Sunday, November 20, 2022

Present and Thankful



 "Rejoice" is a pretty churchy, peppy word. When you google “rejoice” you mostly get silhouette images of people with their arms raised to the sky against a sunset or mountain backdrop. If you were an alien doing research on our planet you would think that rejoice meant walking around at dusk with your hands up.  But we Christians know it means just feeling enthusiastically cheerful and thankful all the time, with the hands of our hearts raised in permanent gratefulness. Just kidding. Paul wrote this in prison. Sitting on a filthy floor in chains is the image you don’t see when you google “rejoice!”   

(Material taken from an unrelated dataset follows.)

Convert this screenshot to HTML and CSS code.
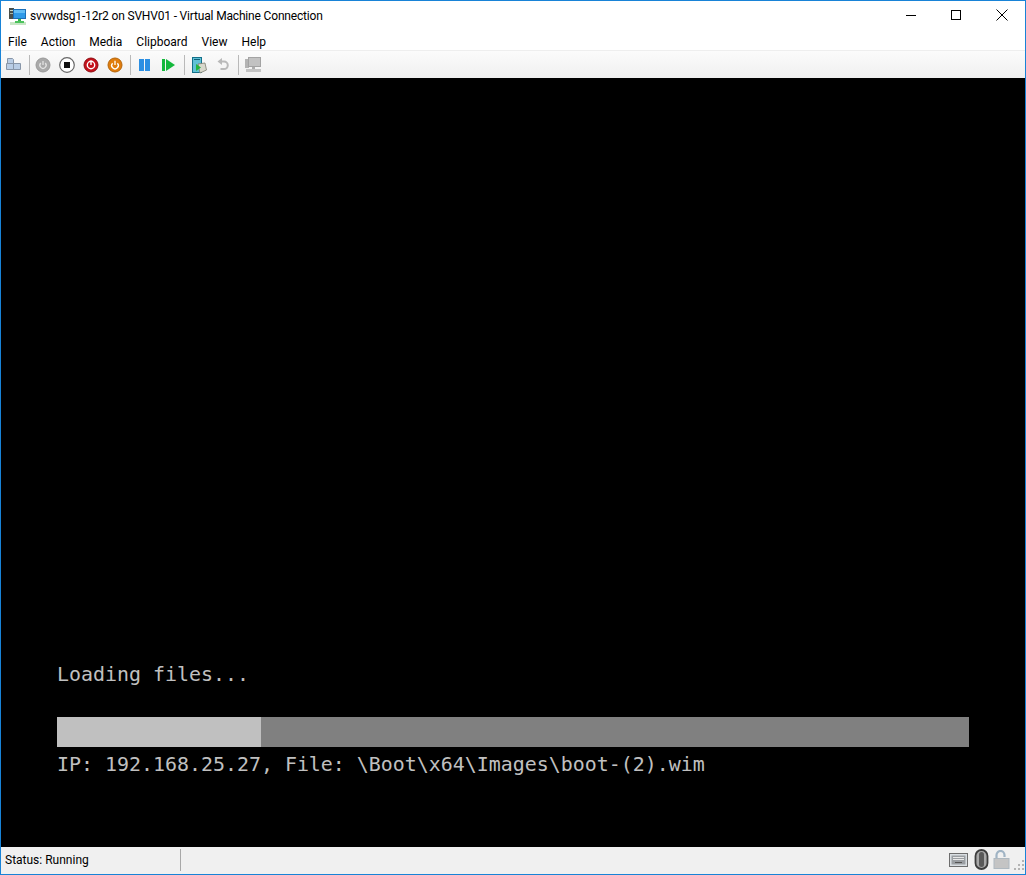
FILE: index.html
```html
<!DOCTYPE html>
<html lang="en">
<head>
<meta charset="utf-8">
<title>svvwdsg1-12r2 on SVHV01 - Virtual Machine Connection</title>
<link rel="stylesheet" href="styles.css">
</head>
<body>
<div class="window">
  <header class="titlebar">
    <svg class="app-icon" width="18" height="18" viewBox="0 0 18 18">
      <rect x="0" y="1" width="5" height="11" fill="#4a4f4a"/>
      <rect x="1" y="3" width="3" height="1" fill="#c8d8c8"/>
      <rect x="1" y="6" width="3" height="1" fill="#a8b8a8"/>
      <rect x="4.500" y="2.500" width="12" height="9" fill="#2f9ae8" stroke="#1b6fb8" stroke-width="1"/>
      <rect x="5" y="3" width="11" height="3" fill="#62bdf5"/>
      <rect x="9" y="12" width="3" height="3" fill="#35b24a"/>
      <rect x="1" y="15" width="16" height="3" fill="#c7e6c5"/>
      <rect x="6" y="14" width="9" height="2" fill="#4cc35d"/>
    </svg>
    <span class="title">svvwdsg1-12r2 on SVHV01 - Virtual Machine Connection</span>
    <div class="caption-buttons">
      <svg class="cap" width="46" height="29" viewBox="0 0 46 29"><path d="M19 14.500h10" stroke="#000" stroke-width="1" fill="none"/></svg>
      <svg class="cap" width="46" height="29" viewBox="0 0 46 29"><rect x="18.500" y="9.500" width="9" height="9" stroke="#000" fill="none"/></svg>
      <svg class="cap" width="46" height="29" viewBox="0 0 46 29"><path d="M17.500 8.500l11 11M28.500 8.500l-11 11" stroke="#000" stroke-width="1" fill="none"/></svg>
    </div>
  </header>
  <nav class="menubar">
    <span class="menu-item">File</span>
    <span class="menu-item">Action</span>
    <span class="menu-item">Media</span>
    <span class="menu-item">Clipboard</span>
    <span class="menu-item">View</span>
    <span class="menu-item">Help</span>
  </nav>
  <div class="toolbar">
    <svg class="tool" width="16" height="16" viewBox="0 0 16 16">
      <path d="M1.500 1.500h5l1 1v4h-6zM.5 6.500h7v6h-7zM7.500 6.500h7v6h-7z" fill="#b9cde5" stroke="#8896a8"/>
    </svg>
    <span class="sep"></span>
    <svg class="tool" width="16" height="16" viewBox="0 0 16 16">
      <circle cx="8" cy="8" r="7" fill="#a9a9a9" stroke="#9a9a9a"/>
      <path d="M5.800 6a3.100 3.100 0 1 0 4.400 0M8 4v4" fill="none" stroke="#e2e2e2" stroke-width="1.300"/>
    </svg>
    <svg class="tool stop" width="16" height="16" viewBox="0 0 16 16">
      <circle cx="8" cy="8" r="7.300" fill="#fff" stroke="#666" stroke-width="1.200"/>
      <rect x="5" y="5" width="6" height="6" fill="#111"/>
    </svg>
    <svg class="tool" width="16" height="16" viewBox="0 0 16 16">
      <circle cx="8" cy="8" r="7" fill="#c4101a" stroke="#8e0c12"/>
      <circle cx="8" cy="8" r="3.700" fill="none" stroke="#fff" stroke-width="1.400"/>
      <path d="M8 3.500v4.500" stroke="#fff" stroke-width="1.400"/>
    </svg>
    <svg class="tool" width="16" height="16" viewBox="0 0 16 16">
      <circle cx="8" cy="8" r="7" fill="#e07c0c" stroke="#b5660c"/>
      <path d="M5.600 6.200a3.300 3.300 0 1 0 4.800 0M8 3.800v4.200" fill="none" stroke="#fff" stroke-width="1.300"/>
    </svg>
    <span class="sep"></span>
    <svg class="tool" width="16" height="16" viewBox="0 0 16 16">
      <rect x="3" y="2" width="5" height="12" fill="#2b8fe3"/>
      <rect x="9" y="2" width="5" height="12" fill="#2b8fe3"/>
    </svg>
    <svg class="tool" width="17" height="16" viewBox="0 0 17 16">
      <rect x="2" y="2" width="3" height="12" fill="#14b83c"/>
      <path d="M6 2l9 6-9 6z" fill="#14b83c"/>
    </svg>
    <span class="sep"></span>
    <svg class="tool" width="17" height="18" viewBox="0 0 17 18">
      <rect x="2.500" y="1.500" width="9" height="15" fill="#5fc1d6" stroke="#14708a"/>
      <rect x="4" y="3" width="6" height="1" fill="#0f5f78"/>
      <path d="M8 8l7-1 1.500 7-6.500 3z" fill="#d8d8cc" stroke="#7d7d70" stroke-width=".8"/>
      <path d="M6 8v7l5-3.500z" fill="#22b53c"/>
    </svg>
    <svg class="tool" width="16" height="16" viewBox="0 0 16 16">
      <path d="M6 4.500h3a3.800 3.800 0 0 1 0 7.600H5.500" fill="none" stroke="#b9b9b9" stroke-width="2"/>
      <path d="M7 1L2.500 4.500 7 8z" fill="#b9b9b9"/>
    </svg>
    <span class="sep"></span>
    <svg class="tool" width="17" height="16" viewBox="0 0 17 16">
      <rect x="1" y="2" width="4" height="9" fill="#b4b4b4"/>
      <rect x="4.500" y=".5" width="12" height="9" fill="#c2c2c2" stroke="#a3a3a3"/>
      <rect x="8" y="10" width="3" height="2" fill="#adadad"/>
      <rect x="2" y="12" width="15" height="3" fill="#c4c4c4"/>
    </svg>
  </div>
  <main class="screen">
    <p class="console loading">Loading files...</p>
    <div class="progress"><div class="progress-fill"></div></div>
    <p class="console file">IP: 192.168.25.27, File: \Boot\x64\Images\boot-(2).wim</p>
  </main>
  <footer class="statusbar">
    <span class="status">Status: Running</span>
    <span class="status-sep"></span>
    <div class="status-icons">
      <svg width="20" height="16" viewBox="0 0 20 16">
        <rect x=".5" y="1.500" width="18" height="13" fill="#d9dee2" stroke="#6d6d6d"/>
        <rect x="2.500" y="3.500" width="14" height="9" fill="#9a9ea2"/>
        <path d="M4 5.500h11M4 7.500h11" stroke="#e9e9e9"/>
        <path d="M6 10.500h7" stroke="#555"/>
      </svg>
      <svg width="15" height="22" viewBox="0 0 15 22">
        <rect x="1.500" y="1" width="12" height="19" rx="6" fill="#a9a9a9" stroke="#3d3d3d" stroke-width="1.800"/>
        <rect x="5" y="3" width="5" height="15" rx="2.500" fill="#5a5a5a"/>
      </svg>
      <svg class="lock" width="18" height="20" viewBox="0 0 18 20">
        <path d="M3.500 9V5a4 4 0 0 1 8 0v2" fill="none" stroke="#9fb3c4" stroke-width="2.200"/>
        <rect x="1" y="8.500" width="15" height="10" fill="#c4c4c4" stroke="#aeb8c0"/>
      </svg>
      <svg class="grip" width="12" height="12" viewBox="0 0 12 12">
        <path d="M9 1h2v2H9zM5 5h2v2H5zM9 5h2v2H9zM1 9h2v2H1zM5 9h2v2H5zM9 9h2v2H9z" fill="#b4b4b4"/>
      </svg>
    </div>
  </footer>
</div>
</body>
</html>
```

FILE: styles.css
```css
* {
  box-sizing: border-box;
}

html,
body {
  margin: 0;
  padding: 0;
  background: #000;
}

.window {
  display: flex;
  flex-direction: column;
  width: 1026px;
  height: 875px;
  border: 1px solid #1883d7;
  background: #fff;
  font-family: Roboto, "Noto Sans", sans-serif;
  color: #000;
  overflow: hidden;
}

.titlebar {
  display: flex;
  align-items: center;
  flex: 0 0 29px;
  padding-left: 8px;
  background: #fff;
}

.app-icon {
  flex: none;
  margin-right: 3px;
}

.title {
  font-size: 12px;
  letter-spacing: -0.17px;
  white-space: nowrap;
}

.caption-buttons {
  display: flex;
  margin-left: auto;
}

.cap {
  display: block;
}

.menubar {
  display: flex;
  align-items: center;
  flex: 0 0 20px;
  gap: 14px;
  padding: 3px 0 0 7px;
  font-size: 12px;
  background: #fff;
}

.toolbar {
  display: flex;
  align-items: center;
  flex: 0 0 28px;
  padding-left: 5px;
  gap: 8px;
  border-top: 1px solid #eeeeee;
  background: linear-gradient(#fbfbfb, #f0f0f0);
}

.tool {
  flex: none;
  display: block;
}

.sep {
  flex: none;
  width: 1px;
  height: 20px;
  margin: 0 -3px 0 -1px;
  background: #b9b9b9;
}

.screen {
  flex: 1 1 auto;
  display: flex;
  flex-direction: column;
  padding: 582px 56px 0;
  background: #000;
}

.console {
  margin: 0;
  font-family: "DejaVu Sans Mono", "Liberation Mono", monospace;
  font-size: 19.93px;
  line-height: 30px;
  color: #c0c0c0;
  white-space: pre;
}

.progress {
  flex: none;
  height: 30px;
  margin-top: 27px;
  background: #808080;
}

.progress-fill {
  width: 204px;
  height: 100%;
  background: #c0c0c0;
}

.file {
  margin-top: 3px;
}

.statusbar {
  display: flex;
  align-items: center;
  flex: 0 0 27px;
  padding: 0 0 1px 4px;
  background: #f0f0f0;
  font-size: 12px;
}

.status {
  width: 175px;
  white-space: nowrap;
}

.status-sep {
  width: 1px;
  height: 22px;
  background: #a8a8a8;
}

.status-icons {
  display: flex;
  align-items: center;
  gap: 5px;
  margin-left: auto;
}

.status-icons svg {
  display: block;
}

.status-icons .lock {
  margin-left: -1px;
}

.status-icons .grip {
  margin-left: -3px;
  align-self: flex-end;
}
```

I’m not going to lie, I have my own photo of my 23 year old self silhouetted against a spectacular Fijian sunset with my arms raised.  But even so, when the Sunday school poster or Christian bookmark tells me to Rejoice! I recoil.  I don’t like being told what to do or how to feel.  And that’s pretty much how this verse has been used.  When this passage says, “whatever is true, whatever is honorable, whatever is just, whatever is pure, whatever is pleasing, whatever is commendable, if there is any excellence and if there is anything worthy of praise, think about these things.” I can remember the exact place I was sitting in my cousins’ living room, when my aunt walked in, turned off whatever spicy scene was on the TV, and quoted that verse at us.
 
Being told to rejoice, be thankful, have gratitude, focus your mind on what’s true, can feel like some kind of Miss Manners advice, Christian behavior modification, or politeness training.  
Apologize for hitting your brother. 
Tell your sister you forgive her.  
Count your blessings.
Say Thank you to Grandma for the present.  
Leave a generous tip.
Rejoice and give thanks to God always.
 
And it’s too bad. Because while things like apologies, confessions and gratitude can be coerced or disingenuous, they are also some of the most authentic and important stuff of relationships. When we genuinely apologize, or truthfully confess, or say Thank you and actually mean it, we are at our most honest, present, vulnerable and aware. We are living our humanity and interconnectedness. We are receiving the gift of this life, the gift of the other person, and the gift of our own living and breathing self.
 
God made the world good. Goodness is all around us, even in the midst of what’s bad, and gratitude invites us to notice.  To rejoice in the good doesn't deny the evil or the brokenness, it doesn’t ignore struggle or suffering. Giving thanks acknowledge the goodness that is also, always here, because in Christ God is always here. Gratitude stills and quiets us us to pay attention with wonder and reverence, and then points that awe right to its source. And so gratitude is one of the shortcuts out of the way of fear and back to the way of God, whereas cheerfulness, platitudes and politeness are not.
 
When Paul writes “rejoice always!” from his prison cell, he is not giving the Philippians an attitude pep talk or a lesson in etiquette. He’s touching something really deep that can’t be captured on the front of a greeting card and can’t be crushed by chains or hardship either.
 
At all times, rejoice in union with God, Paul says. The Lord is here. Don’t be anxious about anything, but let God know everything that is on your heart, with both longing and thanksgiving, tell God know what you need. And God’s peace, which defeats all human logic and comprehension, will guard your hearts and minds in Christ Jesus.
 
That’s something. 
 
Gratitude is powerful. And it is prayer -whether we acknowledge it or not. When thanksgiving rises up within us, we are enacting our connection to God, even if we aren’t aware in the moment that’s what we’re doing, even if we are not believers in God. We are praying. To be grateful we must be present. We are constantly departing the present moment by actively regretting the past or persistently anticipating future. Gratitude overrides this. In the moment of gratefulness we are present in the very presence of God who is always here with us. And that is prayer.
 
The truth is, while we need reminders sometimes, and structure too, we don’t actually have to work that hard at feeling thankful.  Because we’re hardwired for this. Gratitude is a basic human need, a natural human and deeply spiritual response that arises, unprompted, when we are paying attention.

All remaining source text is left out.